Throughout my workday, I routinely encounter Web sites I'd like to revisit at a later date. For example, often I'll see something that's good fodder for a blog post. Or something I can use as reference material in an upcoming feature.
Whatever the case, regular old bookmarking doesn't really get the job done. A bookmarked Web site is, for me, too easily lost or forgotten. That's why I rely on other services to clip, organize, and otherwise preserve important pages. Here are my three favorite solutions.
As most business users know, Evernote is great for organizing your stuff: documents, notes, photos, and the like. But many people overlook its Web-clipping capabilities, which are great for managing sites.
All you need is Evernote's bookmarklet, which you can add to any Web browser. When you see something you want to clip, just click the bookmarklet, choose a notebook, and add any applicable tags.
Formerly Read It Later, this recently renamed service is not unlike Evernote (right down to its Android and iOS companion apps): Just add its bookmarklet to your browser and you're a click a way from archiving any Web page for later viewing.
However, it's a little quicker than Evernote (it's literally one-click-and-done), and there's less of an emphasis on organization.
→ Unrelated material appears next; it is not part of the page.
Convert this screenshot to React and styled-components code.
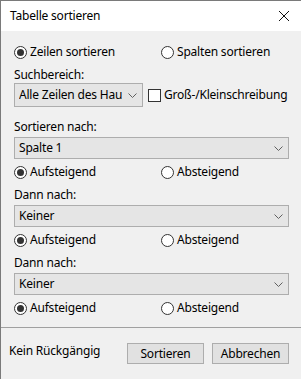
import React from 'react'
import styled, { createGlobalStyle } from 'styled-components'

const GlobalStyle = createGlobalStyle`
  html, body {
    margin: 0;
    padding: 0;
    background: #f0f0f0;
  }
  body {
    font-family: "Noto Sans", "Liberation Sans", sans-serif;
    font-size: 12px;
    letter-spacing: -0.2px;
    color: #000;
  }
`

const Window = styled.div`
  box-sizing: border-box;
  width: 301px;
  height: 379px;
  border-top: 1px solid #7a7a7a;
  border-left: 1px solid #7a7a7a;
  background: #f0f0f0;
  display: flex;
  flex-direction: column;
  overflow: hidden;
`

const TitleBar = styled.div`
  height: 30px;
  background: #fff;
  display: flex;
  align-items: center;
  justify-content: space-between;
  padding: 0 9px 0 9px;
  flex-shrink: 0;
`

const Title = styled.span`
  font-size: 12px;
  line-height: 16px;
`

const Close = styled.svg`
  width: 12px;
  height: 12px;
  margin-right: 2px;
`

const Body = styled.div`
  padding: 13px 12px 0 13px;
  display: flex;
  flex-direction: column;
`

const Label = styled.div`
  height: 16px;
  line-height: 16px;
  margin-top: ${p => p.$top}px;
`

const RadioRow = styled.div`
  display: grid;
  grid-template-columns: 147px auto;
  height: 16px;
  margin-top: ${p => p.$top || 0}px;
`

const Option = styled.label`
  display: flex;
  align-items: center;
  gap: 3px;
  line-height: 16px;
  white-space: nowrap;
`

const Circle = styled.span`
  box-sizing: border-box;
  width: 13px;
  height: 13px;
  border-radius: 50%;
  border: 1px solid #333;
  background: #fff;
  display: flex;
  align-items: center;
  justify-content: center;
  &::after {
    content: "";
    width: 7px;
    height: 7px;
    border-radius: 50%;
    background: ${p => (p.$checked ? '#333' : 'transparent')};
  }
`

const Box = styled.span`
  box-sizing: border-box;
  width: 13px;
  height: 13px;
  border: 1px solid #333;
  background: #fff;
`

const Select = styled.div`
  box-sizing: border-box;
  width: ${p => p.$width}px;
  height: ${p => p.$height || 22}px;
  margin-top: ${p => p.$top || 0}px;
  border: 1px solid #adadad;
  background: #e5e5e5;
  display: flex;
  align-items: center;
  padding: 0 0 0 4px;
  flex-shrink: 0;
`

const SelectText = styled.span`
  flex: 1;
  overflow: hidden;
  white-space: nowrap;
  line-height: 16px;
`

const Chevron = styled.svg`
  width: 9px;
  height: 5px;
  margin: 0 5px 0 6px;
  flex-shrink: 0;
`

const SearchRow = styled.div`
  display: flex;
  align-items: center;
`

const CheckOption = styled(Option)`
  margin-left: 5px;
`

const Separator = styled.div`
  height: 1px;
  background: #a0a0a0;
  margin-top: 11px;
  flex-shrink: 0;
`

const Footer = styled.div`
  display: flex;
  align-items: center;
  padding: 15px 12px 0 8px;
`

const Note = styled.span`
  flex: 1;
  line-height: 16px;
  margin-top: -5px;
`

const Button = styled.button`
  box-sizing: border-box;
  width: 77px;
  height: 21px;
  margin-left: ${p => p.$gap || 0}px;
  border: 1px solid #adadad;
  background: #e1e1e1;
  font: inherit;
  letter-spacing: inherit;
  color: #000;
  padding: 0;
`

function ChevronIcon() {
  return (
    <Chevron viewBox="0 0 9 5">
      <path d="M0.5 0.5 L4.5 4.5 L8.5 0.5" fill="none" stroke="#606060" strokeWidth="1" />
    </Chevron>
  )
}

function Radio({ checked, children }) {
  return (
    <Option>
      <Circle $checked={checked} />
      {children}
    </Option>
  )
}

function Dropdown({ width, height, top, children }) {
  return (
    <Select $width={width} $height={height} $top={top}>
      <SelectText>{children}</SelectText>
      <ChevronIcon />
    </Select>
  )
}

function SortGroup({ label, value, labelTop }) {
  return (
    <>
      <Label $top={labelTop}>{label}</Label>
      <Dropdown width={275} top={2}>{value}</Dropdown>
      <RadioRow $top={5}>
        <Radio checked>Aufsteigend</Radio>
        <Radio>Absteigend</Radio>
      </RadioRow>
    </>
  )
}

export default function App() {
  return (
    <>
      <GlobalStyle />
      <Window>
        <TitleBar>
          <Title>Tabelle sortieren</Title>
          <Close viewBox="0 0 12 12">
            <path d="M1 1 L11 11 M11 1 L1 11" stroke="#111" strokeWidth="1" fill="none" />
          </Close>
        </TitleBar>
        <Body>
          <RadioRow>
            <Radio checked>Zeilen sortieren</Radio>
            <Radio>Spalten sortieren</Radio>
          </RadioRow>
          <Label $top={7}>Suchbereich:</Label>
          <SearchRow>
            <Dropdown width={129} height={24}>Alle Zeilen des Haupt</Dropdown>
            <CheckOption>
              <Box />
              Groß-/Kleinschreibung
            </CheckOption>
          </SearchRow>
          <SortGroup label="Sortieren nach:" value="Spalte 1" labelTop={12} />
          <SortGroup label="Dann nach:" value="Keiner" labelTop={7} />
          <SortGroup label="Dann nach:" value="Keiner" labelTop={7} />
        </Body>
        <Separator />
        <Footer>
          <Note>Kein Rückgängig</Note>
          <Button>Sortieren</Button>
          <Button $gap={8}>Abbrechen</Button>
        </Footer>
      </Window>
    </>
  )
}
Instead, Pocket is the tool to use for stuff you actually want to read later, as it formats Web content beautifully for whatever device you're using.
If your inbox routinely doubles as your to-do list, you'll want to check out Toread. This handy little service sends the currently displayed Web page directly to your inbox. What's the advantage? Simple: The site stays on your radar, instead of ending up in a less-visible "bucket" like Evernote or Pocket.
Using Toread is a snap. After registering for the service (it's free), you get a custom bookmarklet you can add to any browser. When you land on a site you want to send to yourself, you just click the Toread bookmark.
Presto: In mere minutes, the link arrives in your inbox. And not just the link, but also the full page you were viewing. (The service is called Toread, after all.) I've used this crazy-handy service for years; can't live without it.